As a small girl, Faith found that her family moved around a lot as her mom’s employment situations changed.
“We often lived in the mansions where my mother worked,” she said. “We were living in the Kennedy Compound in Hyannis Port the year Jack Kennedy ran for President.”
They also lived in Florida in the wintertime, mostly because by this time her mother had become ill. Indeed, when she was 14, her parents died, first her mother and then, a month later, her father.
“My sister Sally was my savior,” she said. “She was also my best friend at that time. And still is. She was 27 when our parents died and she took me in to her home with her husband and kids in Manchester, Connecticut. There was this little sewing room they made into a bedroom for me. That’s where I went to high school, in Manchester.”
Faith thought she would be an artist and study at the Hartford Art School. But with her parents gone, there was no money for her to go to college.
“But then a dean at my high school heard about this and found me and said he would help me. He arranged for me to apply for scholarships. And I was accepted and went to Eastern Connecticut State University studying to be a teacher. But I soon dropped the teaching idea. I wasn’t meant to be a teacher.”
She graduated with degrees in English and sociology. She had no idea what she would do with these degrees.
“Tell me how you got your first job,” I asked.
“I had gone to a dance in my junior year of college. I met a reporter there who gave me his card. He worked for The Willimantic Chronicle and said he could probably get a job there for me. So I applied and met with the editor. I thought maybe he’d want me to sell ads.
“The editor asked me one question. Do you type? I told him I had edited the school paper. He said here’s your desk and typewriter. You’re the women’s editor. Well, I just loved it immediately.”
“And that was it?”
“That was it. Soon, they switched me to hard news. I stayed there several years. Then I had jobs at several other newspapers, The Journal Inquirer in Manchester, The Providence Journal, where I became the chief Sunday feature writer, then at Connecticut Magazine. They had called and asked if I would like to be editor. What an opportunity. So I went and I stayed there three years.”
“What happened after that?”
“Some new guy bought the magazine. Then he came in and fired everybody, the whole staff, including me. Sometimes they do that.”
“So then what?”
“I got a job offer from The Washingtonian to be their number two editor. I took it, but I wasn’t all that happy about moving down there. I think my lack of enthusiasm was in my voice.
“The editor called me in Connecticut one day. ‘You’re not communicating with me,’ he said. ‘You’re not coming.’ He had heard it in my voice. He was right. I was not coming.”

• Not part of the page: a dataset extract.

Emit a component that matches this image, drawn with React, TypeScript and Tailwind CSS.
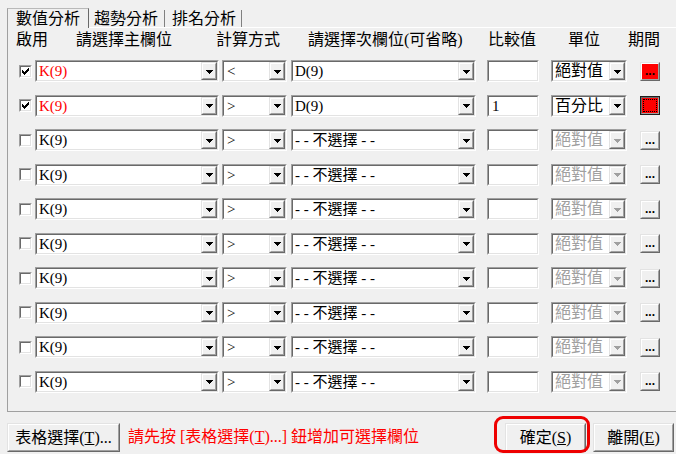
import React from "react";

type Row = {
  checked: boolean;
  red: boolean;
  op: string;
  sec: string;
  val: string;
  unit: string;
  enabled: boolean;
  period: "red" | "focus" | "gray";
};

const rows: Row[] = [
  { checked: true, red: true, op: "<", sec: "D(9)", val: "", unit: "絕對值", enabled: true, period: "red" },
  { checked: true, red: true, op: ">", sec: "D(9)", val: "1", unit: "百分比", enabled: true, period: "focus" },
  ...Array.from({ length: 8 }, () => ({
    checked: false,
    red: false,
    op: ">",
    sec: "- - 不選擇 - -",
    val: "",
    unit: "絕對值",
    enabled: false,
    period: "gray" as const,
  })),
];

function Sunken({ className = "", children }: { className?: string; children?: React.ReactNode }) {
  return (
    <div className={`border border-t-[#a0a0a0] border-l-[#a0a0a0] border-r-white border-b-white ${className}`}>
      <div className="h-full flex items-center bg-white border border-t-[#696969] border-l-[#696969] border-r-[#e3e3e3] border-b-[#e3e3e3]">
        {children}
      </div>
    </div>
  );
}

function Arrow({ disabled }: { disabled?: boolean }) {
  return (
    <svg width="7" height="4" viewBox="0 0 7 4" className="mt-[1px]">
      <path
        d="M0 0h7v1H0z M1 1h5v1H1z M2 2h3v1H2z M3 3h1v1H3z"
        fill={disabled ? "#a0a0a0" : "#000"}
      />
    </svg>
  );
}

function DropButton({ disabled }: { disabled?: boolean }) {
  return (
    <div className="w-[16px] h-full border border-t-[#e3e3e3] border-l-[#e3e3e3] border-r-[#696969] border-b-[#696969]">
      <div className="h-full flex items-center justify-center bg-[#f0f0f0] border border-t-white border-l-white border-r-[#a0a0a0] border-b-[#a0a0a0]">
        <Arrow disabled={disabled} />
      </div>
    </div>
  );
}

function Combo({
  className,
  text,
  textClass = "",
  disabled,
}: {
  className: string;
  text: string;
  textClass?: string;
  disabled?: boolean;
}) {
  return (
    <Sunken className={`h-[22px] ${className}`}>
      <span className={`flex-1 pl-[2px] text-[15px] leading-[18px] whitespace-nowrap overflow-hidden ${textClass}`}>
        {text}
      </span>
      <DropButton disabled={disabled} />
    </Sunken>
  );
}

function CheckBox({ checked }: { checked: boolean }) {
  return (
    <div className="w-[13px] h-[13px] border border-t-[#a0a0a0] border-l-[#a0a0a0] border-r-white border-b-white">
      <div className="h-full flex items-center justify-center bg-white border border-t-[#696969] border-l-[#696969] border-r-[#e3e3e3] border-b-[#e3e3e3]">
        {checked && (
          <svg width="7" height="7" viewBox="0 0 7 7">
            <path
              d="M6 0h1v1H6z M5 1h2v1H5z M0 2h1v1H0z M4 2h3v1H4z M0 3h2v1H0z M3 3h3v1H3z M0 4h5v1H0z M1 5h3v1H1z M2 6h1v1H2z"
              fill="#000"
            />
          </svg>
        )}
      </div>
    </div>
  );
}

function Dots() {
  return (
    <span className="font-['Liberation_Sans',sans-serif] font-bold text-[12px] leading-[12px] text-black">...</span>
  );
}

function PeriodButton({ kind }: { kind: Row["period"] }) {
  if (kind === "focus") {
    return (
      <div className="ml-[13px] w-[20px] h-[19px] border border-[#1e1e1e]">
        <div className="h-full border border-t-[#696969] border-l-[#696969] border-r-[#a0a0a0] border-b-[#a0a0a0] bg-[#ff0000] p-[1px]">
          <div className="h-full border border-dotted border-black" />
        </div>
      </div>
    );
  }
  const bg = kind === "red" ? "bg-[#ff0000]" : "bg-[#f0f0f0]";
  return (
    <div className="ml-[13px] w-[20px] h-[19px] border border-t-[#e3e3e3] border-l-[#e3e3e3] border-r-[#696969] border-b-[#696969]">
      <div
        className={`h-full flex items-end justify-center pb-[2px] border border-t-white border-l-white border-r-[#a0a0a0] border-b-[#a0a0a0] ${bg}`}
      >
        <Dots />
      </div>
    </div>
  );
}

function Button({ className, children }: { className: string; children: React.ReactNode }) {
  return (
    <div className={`h-[29px] border border-t-[#e3e3e3] border-l-[#e3e3e3] border-r-[#696969] border-b-[#696969] ${className}`}>
      <div className="h-full flex items-center justify-center bg-[#f0f0f0] border border-t-white border-l-white border-r-[#a0a0a0] border-b-[#a0a0a0] text-[16px] leading-[18px] whitespace-nowrap">
        {children}
      </div>
    </div>
  );
}

export default function App() {
  return (
    <div className="relative w-[676px] h-[454px] overflow-hidden bg-[#f0f0f0] text-black font-['Liberation_Serif','Noto_Sans_CJK_TC',serif]">
      {/* tabs */}
      <div className="h-[27px] flex items-start pl-[7px] pt-[8px] text-[16px] leading-[18px]">
        <div className="relative z-10 h-[20px] w-[82px] flex items-center pl-[8px] bg-[#f0f0f0] border-t border-l border-r border-t-[#b9b9b9] border-l-[#a0a0a0] border-r-[#696969]">
          數值分析
        </div>
        <div className="mt-[2px] h-[17px] flex items-center pl-[5px] pr-[6px] border-r border-r-[#808080]">趨勢分析</div>
        <div className="mt-[2px] h-[17px] flex items-center pl-[7px] pr-[5px] border-r border-r-[#808080]">排名分析</div>
      </div>

      {/* panel */}
      <div className="ml-[7px] h-[385px] flex flex-col border-l border-t border-b border-l-[#a0a0a0] border-t-white border-b-[#a0a0a0]">
        <div className="mt-[4px] h-[16px] flex items-center pl-[8px] text-[16px] leading-[16px] whitespace-nowrap">
          <span className="w-[60px]">啟用</span>
          <span className="w-[140px]">請選擇主欄位</span>
          <span className="w-[92px]">計算方式</span>
          <span className="w-[180px]">請選擇次欄位(可省略)</span>
          <span className="w-[80px]">比較值</span>
          <span className="w-[60px]">單位</span>
          <span>期間</span>
        </div>

        <div className="mt-[12px] flex flex-col gap-[12.5px]">
          {rows.map((r, i) => (
            <div key={i} className="h-[22px] flex items-center pl-[11px]">
              <CheckBox checked={r.checked} />
              <Combo
                className="ml-[3px] w-[184px]"
                text="K(9)"
                textClass={r.red ? "text-[#ff0000]" : "text-black"}
              />
              <Combo className="ml-[3px] w-[65px]" text={r.op} textClass="pl-[3px]" />
              <Combo className="ml-[4px] w-[185px]" text={r.sec} />
              <Sunken className="ml-[11px] w-[52px] h-[22px]">
                <span className="pl-[3px] text-[15px] leading-[18px]">{r.val}</span>
              </Sunken>
              <Combo
                className="ml-[12px] w-[76px]"
                text={r.unit}
                textClass={r.enabled ? "text-black text-[16px]" : "text-[#a0a0a0] text-[16px]"}
                disabled={!r.enabled}
              />
              <PeriodButton kind={r.period} />
            </div>
          ))}
        </div>
      </div>

      {/* bottom bar */}
      <div className="flex items-start pt-[11px] pr-[2px]">
        <Button className="ml-[7px] w-[113px]">
          表格選擇(<u>T</u>)...
        </Button>
        <span className="ml-[8px] mt-[5px] text-[16px] leading-[18px] text-[#ff0000] whitespace-nowrap">
          請先按 [表格選擇(<u>T</u>)...] 鈕增加可選擇欄位
        </span>
        <Button className="ml-auto w-[81px]">
          確定(<u>S</u>)
        </Button>
        <Button className="ml-[7px] w-[81px]">
          離開(<u>E</u>)
        </Button>
      </div>

      {/* highlight ring */}
      <div className="absolute left-[494px] top-[416px] w-[96px] h-[37px] rounded-[9px] border-[3px] border-[#ee0000]" />
    </div>
  );
}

It was at this point, in 1980, that in a very strange way, Faith found her way into radio broadcasting.
Connecticut Public Radio, in its early days then, called, and asked if she would like to work with them.
“They asked me to come in and do a voice test. At the test, I thought I was terrible. They asked me to pronounce the names of a list of classical music composers. So I did that.”
The job they offered her was to be co-host for a show called “On the Town.” Her co-host did the Broadway show scene. He’d interview someone in “I’m in the Money.” She’d interview some poor people.
“After awhile, the programmers said this was really two separate shows. So he got his, and I got mine, ‘The Faith Middleton Show.’”
At this point, she realized that there was something really amazing about doing radio broadcasting.
“The idea that my words would fly into the air without having to have me write them down, I had first thought, wouldn’t work for me. But then I listened to them. And I decided yes, print was intimate, but radio was even more intimate. Because it’s just sound, people listen to just one voice and attend to it more carefully. There’s a connection.”
Thus Faith Middleton developed this speaking voice that so many people-millions of them-love, which is really not far from what it had been before, apparently, and which is really not much different than the way she speaks today in my living room.
The voice that comes from this very beautiful woman is soft, gentle and warm, but with emotions hinted at in every sentence, just the slightest variation of a feeling in a certain direction that you pick up and latch on to and wonder where it goes from here. It really is quite remarkable. And it’s a voice that is inquisitive and smart and non-threatening and somehow very much a voice that you want to be around.
But for her, she says, the voice is just a tool.
“My dream every day is to present an amazing person. I say to the listener-listen to this!”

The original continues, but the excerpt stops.